Dalam dialog sangat tidak mungkin dibicarakan dan disetujui mengenai penyelesaian masalah Papua Barat melalui solusi referendum. Hal itu kemungkinan bisa terjadi bila Papua Barat dalam kondisi emergency secara fisik seperti Timor Leste saat itu dan lebih utama kuatnya intervensi Internasional. Contoh kasus Sahara Barat, sekalipun disana terjadi krisis kemanusiaan yang krusial akibat pertikaian Sahara Barat yang ingin Merdeka dan Maroko yang masih ingin menjajah, namun pemerintah Maroko tidak ingin menggelar referendum karena khawatir sikap rakyat Sahara Barat yang akan memilih opsi merdeka.

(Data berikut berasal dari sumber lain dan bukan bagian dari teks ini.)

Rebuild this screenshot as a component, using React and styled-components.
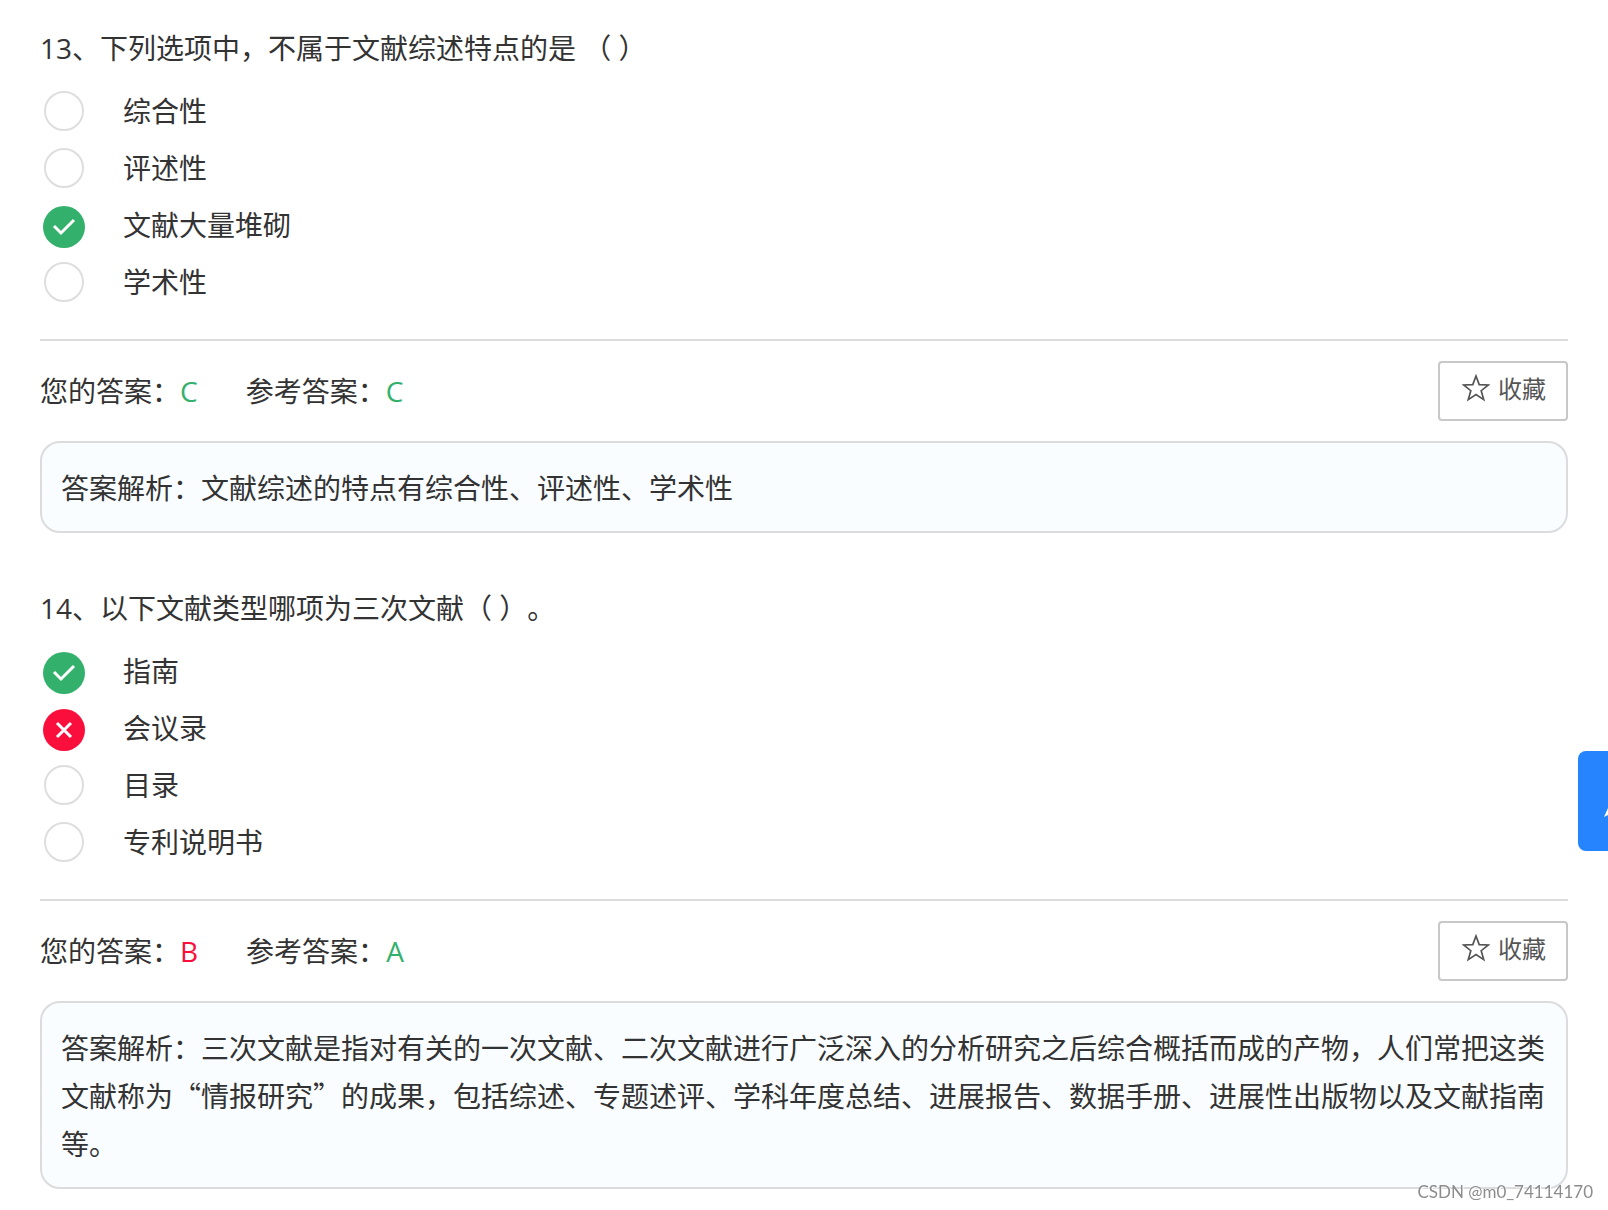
import React from "react";
import styled, { createGlobalStyle } from "styled-components";

const questions = [
  {
    id: "q13",
    title: "13、下列选项中，不属于文献综述特点的是 （ ）",
    options: [
      { label: "综合性" },
      { label: "评述性" },
      { label: "文献大量堆砌", state: "right" },
      { label: "学术性" },
    ],
    yours: "C",
    reference: "C",
    analysis: "文献综述的特点有综合性、评述性、学术性",
  },
  {
    id: "q14",
    title: "14、以下文献类型哪项为三次文献（ ）。",
    options: [
      { label: "指南", state: "right" },
      { label: "会议录", state: "wrong" },
      { label: "目录" },
      { label: "专利说明书" },
    ],
    yours: "B",
    reference: "A",
    analysis:
      "三次文献是指对有关的一次文献、二次文献进行广泛深入的分析研究之后综合概括而成的产物，人们常把这类文献称为“情报研究”的成果，包括综述、专题述评、学科年度总结、进展报告、数据手册、进展性出版物以及文献指南等。",
  },
];

const marks = {
  right: "M11 20 L18 27 L31 14",
  wrong: "M14 14 L28 28 M28 14 L14 28",
};

const Question = ({ data }) => {
  return (
    <QuestionContainer>
      <Title>{data.title}</Title>
      <OptionList>
        {data.options.map((option, idx) => (
          <Option key={option.label}>
            <RadioBox>
              <Radio
                type="radio"
                name={data.id}
                $state={option.state}
                defaultChecked={idx === "ABCD".indexOf(data.yours)}
              />
              {option.state && (
                <Mark viewBox="0 0 42 42">
                  <path d={marks[option.state]} />
                </Mark>
              )}
            </RadioBox>
            <OptionText>{option.label}</OptionText>
          </Option>
        ))}
      </OptionList>
      <AnswerBar>
        <Answer>
          您的答案：
          <Letter $wrong={data.yours !== data.reference}>{data.yours}</Letter>
        </Answer>
        <Answer>
          参考答案：<Letter>{data.reference}</Letter>
        </Answer>
        <CollectButton type="button">
          <Star viewBox="0 0 28 28">
            <path d="M14 2 L17.2 10.6 L26.4 11 L19.2 16.7 L21.7 25.6 L14 20.5 L6.3 25.6 L8.8 16.7 L1.6 11 L10.8 10.6 Z" />
          </Star>
          收藏
        </CollectButton>
      </AnswerBar>
      <Analysis>{`答案解析：${data.analysis}`}</Analysis>
    </QuestionContainer>
  );
};

const App = () => {
  return (
    <Page lang="zh-CN">
      <GlobalStyle />
      {questions.map((data) => (
        <Question data={data} key={data.id} />
      ))}
      <SideButton type="button" aria-label="发送">
        <svg viewBox="0 0 48 48" width="48" height="48">
          <path d="M0 40 L16 4 L32 40 L16 32 Z" fill="#fff" />
        </svg>
      </SideButton>
      <Watermark>CSDN @m0_74114170</Watermark>
    </Page>
  );
};

export default App;

const GlobalStyle = createGlobalStyle`
  body {
    margin: 0;
    background-color: #fff;
  }

  * {
    box-sizing: border-box;
  }
`;

const Page = styled.main`
  padding: 24px 40px 20px;
  color: #333;
  font-family: "Noto Sans CJK SC", sans-serif;
  font-size: 28px;
  line-height: 48px;
  text-spacing-trim: space-all;
`;

const QuestionContainer = styled.section`
  & + & {
    margin-top: 51px;
  }
`;

const Title = styled.h2`
  margin: 0;
  font-family: "Open Sans", "Noto Sans CJK SC", sans-serif;
  font-size: 28px;
  font-weight: 400;
`;

const OptionList = styled.div`
  padding: 10px 0 29px;
  border-bottom: 2px solid #dcdcdc;
`;

const Option = styled.label`
  display: flex;
  align-items: center;
  height: 57px;
`;

const OptionText = styled.span`
  padding-bottom: 2px;
`;

const RadioBox = styled.span`
  position: relative;
  display: flex;
  justify-content: center;
  width: 48px;
  margin-right: 35px;
`;

const stateColors = {
  right: "#33b16c",
  wrong: "#f90e3c",
};

const Radio = styled.input`
  appearance: none;
  width: ${({ $state }) => ($state ? 42 : 40)}px;
  height: ${({ $state }) => ($state ? 42 : 40)}px;
  margin: ${({ $state }) => ($state ? "4px 0 0" : "0")};
  border: ${({ $state }) => ($state ? "none" : "2px solid #dedede")};
  border-radius: 50%;
  background-color: ${({ $state }) => stateColors[$state] || "#fff"};
`;

const Mark = styled.svg`
  position: absolute;
  bottom: 0;
  width: 42px;
  height: 42px;
  fill: none;
  stroke: #fff;
  stroke-width: 3px;
  pointer-events: none;
`;

const AnswerBar = styled.div`
  display: flex;
  align-items: center;
  gap: 48px;
  height: 60px;
  margin: 20px 0;
`;

const Answer = styled.span`
  padding-bottom: 2px;
  white-space: nowrap;
`;

const Letter = styled.span`
  color: ${({ $wrong }) => ($wrong ? "#f90e3c" : "#33b16c")};
  font-family: "Open Sans", sans-serif;
`;

const CollectButton = styled.button`
  display: flex;
  align-items: center;
  gap: 8px;
  height: 60px;
  margin-left: auto;
  padding: 0 20px 6px 22px;
  border: 2px solid #c8c8c8;
  border-radius: 4px;
  background-color: #fff;
  color: #555;
  font-family: inherit;
  font-size: 24px;
  line-height: 36px;
`;

const Star = styled.svg`
  width: 28px;
  height: 28px;
  fill: none;
  stroke: #555;
  stroke-width: 1.7;
`;

const Analysis = styled.div`
  padding: 20px 19px;
  border: 2px solid #dcdcdc;
  border-radius: 20px;
  background-color: #f9fdff;
`;

const SideButton = styled.button`
  position: fixed;
  top: 751px;
  right: -70px;
  display: flex;
  align-items: center;
  justify-content: center;
  width: 100px;
  height: 100px;
  padding: 0;
  border: none;
  border-radius: 8px;
  background-color: #2684ff;
`;

const Watermark = styled.div`
  position: fixed;
  right: 15px;
  bottom: 8px;
  color: #8c8c8c;
  font-family: Lato, sans-serif;
  font-size: 17px;
  line-height: 20px;
  text-shadow: 1px 1px 0 #fff;
`;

Dalam kondisi itu, dialog atau perundingan justru akan dipakai oleh Jakarta untuk menghalau proses perjuangan di Internasional. Hal yang sama dilakukan Jakarta terhadap GAM di Aceh. Masalah GAM yang pada saat itu sedang memaksa internasional justru direduksi (dipersempit) ke persoalan Tsunami dan korban kemanusiaan yang terjadi, sehingga resolusi dialog di Helsinki tidak banyak menguntungkan bagi perjuangan politik GAM kedepan, yang terjadi adalah solusi Otsus diterima dan rekonsiliasi di Aceh dalam kerangka NKRI menjadi pil pahit yang tidak menguntungkan pihak GAM untuk penentuan nasip sendiri (Kemerdekaan secara politik).
Dari beberapa jalur yang ditempuh diatas,
maka sebenarnya tidak ada yang salah. Yang salah adalah ketika orang Papua Barat
dan pejuang Papua Barat tidak dapat membaca dan memetahkan solusi-solusi itu
agar dapat memandang solusi itu secara rasional (masuk akal), tanpa saling
menyalahkan antara satu kubu perjuangan dan kubu yang lainya.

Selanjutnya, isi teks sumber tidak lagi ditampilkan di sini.